#### What the task asks
Every line of the material is to be quoted verbatim, minus the pictures.

--- start Data lines ---

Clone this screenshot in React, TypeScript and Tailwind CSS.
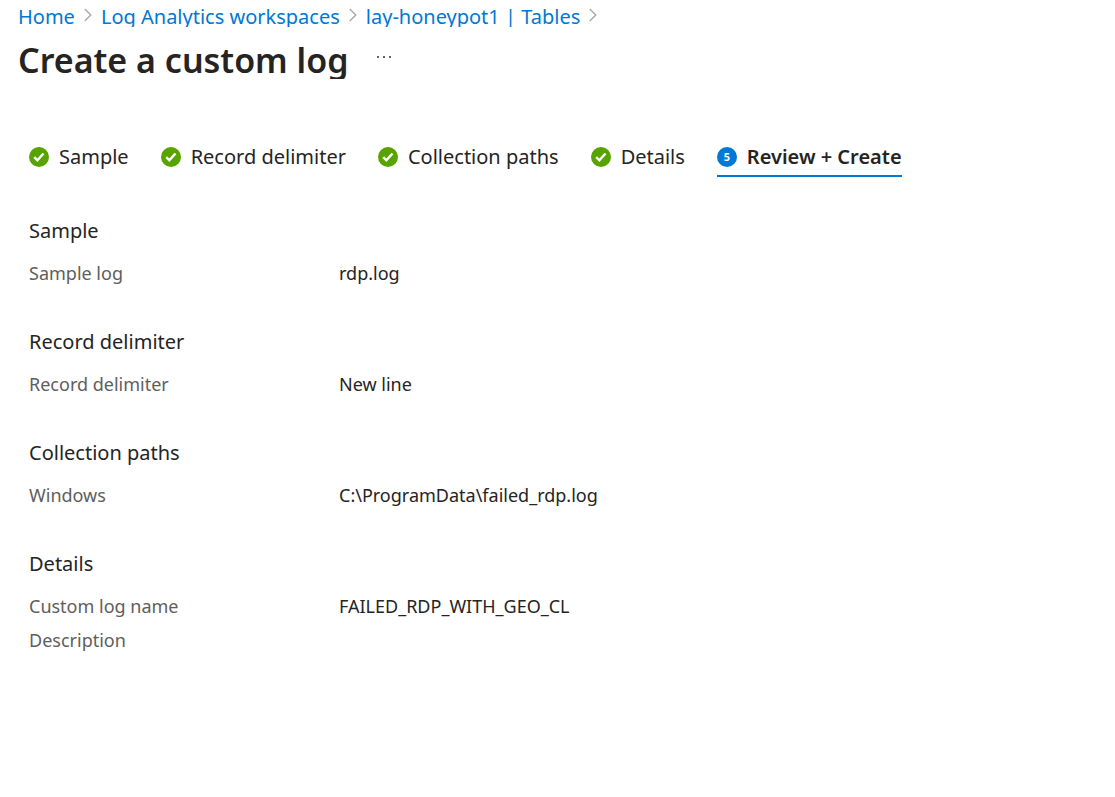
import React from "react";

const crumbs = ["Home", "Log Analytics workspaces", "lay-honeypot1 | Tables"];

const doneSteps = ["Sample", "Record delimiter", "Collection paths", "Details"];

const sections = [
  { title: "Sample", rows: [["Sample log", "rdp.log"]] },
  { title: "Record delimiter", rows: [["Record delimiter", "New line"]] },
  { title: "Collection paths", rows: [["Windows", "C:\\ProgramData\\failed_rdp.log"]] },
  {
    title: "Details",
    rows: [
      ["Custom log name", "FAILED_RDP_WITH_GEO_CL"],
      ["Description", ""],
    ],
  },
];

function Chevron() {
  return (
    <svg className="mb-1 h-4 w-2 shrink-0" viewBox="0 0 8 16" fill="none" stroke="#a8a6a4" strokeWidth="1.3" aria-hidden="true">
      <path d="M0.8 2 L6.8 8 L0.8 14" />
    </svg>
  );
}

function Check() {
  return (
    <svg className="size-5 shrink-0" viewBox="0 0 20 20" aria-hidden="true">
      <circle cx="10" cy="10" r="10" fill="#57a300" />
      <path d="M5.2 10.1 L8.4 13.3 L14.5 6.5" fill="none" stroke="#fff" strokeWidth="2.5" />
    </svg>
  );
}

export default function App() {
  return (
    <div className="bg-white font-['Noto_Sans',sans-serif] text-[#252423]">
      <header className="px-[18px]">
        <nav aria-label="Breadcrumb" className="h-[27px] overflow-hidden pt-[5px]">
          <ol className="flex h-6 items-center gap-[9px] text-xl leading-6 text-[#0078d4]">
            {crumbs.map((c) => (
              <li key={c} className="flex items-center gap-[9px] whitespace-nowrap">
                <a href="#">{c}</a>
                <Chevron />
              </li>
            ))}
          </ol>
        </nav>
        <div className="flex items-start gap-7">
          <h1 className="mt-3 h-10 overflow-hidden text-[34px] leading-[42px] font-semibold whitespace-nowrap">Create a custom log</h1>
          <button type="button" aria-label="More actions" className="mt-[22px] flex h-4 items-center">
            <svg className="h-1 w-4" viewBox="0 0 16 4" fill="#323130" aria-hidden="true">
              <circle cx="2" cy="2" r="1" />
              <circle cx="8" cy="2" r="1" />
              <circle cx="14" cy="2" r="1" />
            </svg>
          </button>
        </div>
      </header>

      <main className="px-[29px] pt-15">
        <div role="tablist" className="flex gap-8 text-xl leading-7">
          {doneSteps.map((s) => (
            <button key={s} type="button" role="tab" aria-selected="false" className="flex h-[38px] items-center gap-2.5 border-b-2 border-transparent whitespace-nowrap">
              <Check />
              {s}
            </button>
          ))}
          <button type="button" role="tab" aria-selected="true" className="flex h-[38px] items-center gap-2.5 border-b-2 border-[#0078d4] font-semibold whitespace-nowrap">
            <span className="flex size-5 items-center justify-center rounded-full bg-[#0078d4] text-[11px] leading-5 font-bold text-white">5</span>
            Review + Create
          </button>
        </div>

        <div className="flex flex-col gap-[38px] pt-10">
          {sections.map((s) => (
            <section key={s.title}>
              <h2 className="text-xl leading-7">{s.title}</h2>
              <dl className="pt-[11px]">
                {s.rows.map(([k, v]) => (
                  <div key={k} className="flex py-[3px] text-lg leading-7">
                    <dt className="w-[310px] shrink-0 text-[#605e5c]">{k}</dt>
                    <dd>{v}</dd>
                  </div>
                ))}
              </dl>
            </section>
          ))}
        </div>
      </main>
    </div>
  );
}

--- end Data lines ---

#### Complete answer
Clone this screenshot in React, TypeScript and Tailwind CSS.
import React from "react";

const crumbs = ["Home", "Log Analytics workspaces", "lay-honeypot1 | Tables"];

const doneSteps = ["Sample", "Record delimiter", "Collection paths", "Details"];

const sections = [
  { title: "Sample", rows: [["Sample log", "rdp.log"]] },
  { title: "Record delimiter", rows: [["Record delimiter", "New line"]] },
  { title: "Collection paths", rows: [["Windows", "C:\\ProgramData\\failed_rdp.log"]] },
  {
    title: "Details",
    rows: [
      ["Custom log name", "FAILED_RDP_WITH_GEO_CL"],
      ["Description", ""],
    ],
  },
];

function Chevron() {
  return (
    <svg className="mb-1 h-4 w-2 shrink-0" viewBox="0 0 8 16" fill="none" stroke="#a8a6a4" strokeWidth="1.3" aria-hidden="true">
      <path d="M0.8 2 L6.8 8 L0.8 14" />
    </svg>
  );
}

function Check() {
  return (
    <svg className="size-5 shrink-0" viewBox="0 0 20 20" aria-hidden="true">
      <circle cx="10" cy="10" r="10" fill="#57a300" />
      <path d="M5.2 10.1 L8.4 13.3 L14.5 6.5" fill="none" stroke="#fff" strokeWidth="2.5" />
    </svg>
  );
}

export default function App() {
  return (
    <div className="bg-white font-['Noto_Sans',sans-serif] text-[#252423]">
      <header className="px-[18px]">
        <nav aria-label="Breadcrumb" className="h-[27px] overflow-hidden pt-[5px]">
          <ol className="flex h-6 items-center gap-[9px] text-xl leading-6 text-[#0078d4]">
            {crumbs.map((c) => (
              <li key={c} className="flex items-center gap-[9px] whitespace-nowrap">
                <a href="#">{c}</a>
                <Chevron />
              </li>
            ))}
          </ol>
        </nav>
        <div className="flex items-start gap-7">
          <h1 className="mt-3 h-10 overflow-hidden text-[34px] leading-[42px] font-semibold whitespace-nowrap">Create a custom log</h1>
          <button type="button" aria-label="More actions" className="mt-[22px] flex h-4 items-center">
            <svg className="h-1 w-4" viewBox="0 0 16 4" fill="#323130" aria-hidden="true">
              <circle cx="2" cy="2" r="1" />
              <circle cx="8" cy="2" r="1" />
              <circle cx="14" cy="2" r="1" />
            </svg>
          </button>
        </div>
      </header>

      <main className="px-[29px] pt-15">
        <div role="tablist" className="flex gap-8 text-xl leading-7">
          {doneSteps.map((s) => (
            <button key={s} type="button" role="tab" aria-selected="false" className="flex h-[38px] items-center gap-2.5 border-b-2 border-transparent whitespace-nowrap">
              <Check />
              {s}
            </button>
          ))}
          <button type="button" role="tab" aria-selected="true" className="flex h-[38px] items-center gap-2.5 border-b-2 border-[#0078d4] font-semibold whitespace-nowrap">
            <span className="flex size-5 items-center justify-center rounded-full bg-[#0078d4] text-[11px] leading-5 font-bold text-white">5</span>
            Review + Create
          </button>
        </div>

        <div className="flex flex-col gap-[38px] pt-10">
          {sections.map((s) => (
            <section key={s.title}>
              <h2 className="text-xl leading-7">{s.title}</h2>
              <dl className="pt-[11px]">
                {s.rows.map(([k, v]) => (
                  <div key={k} className="flex py-[3px] text-lg leading-7">
                    <dt className="w-[310px] shrink-0 text-[#605e5c]">{k}</dt>
                    <dd>{v}</dd>
                  </div>
                ))}
              </dl>
            </section>
          ))}
        </div>
      </main>
    </div>
  );
}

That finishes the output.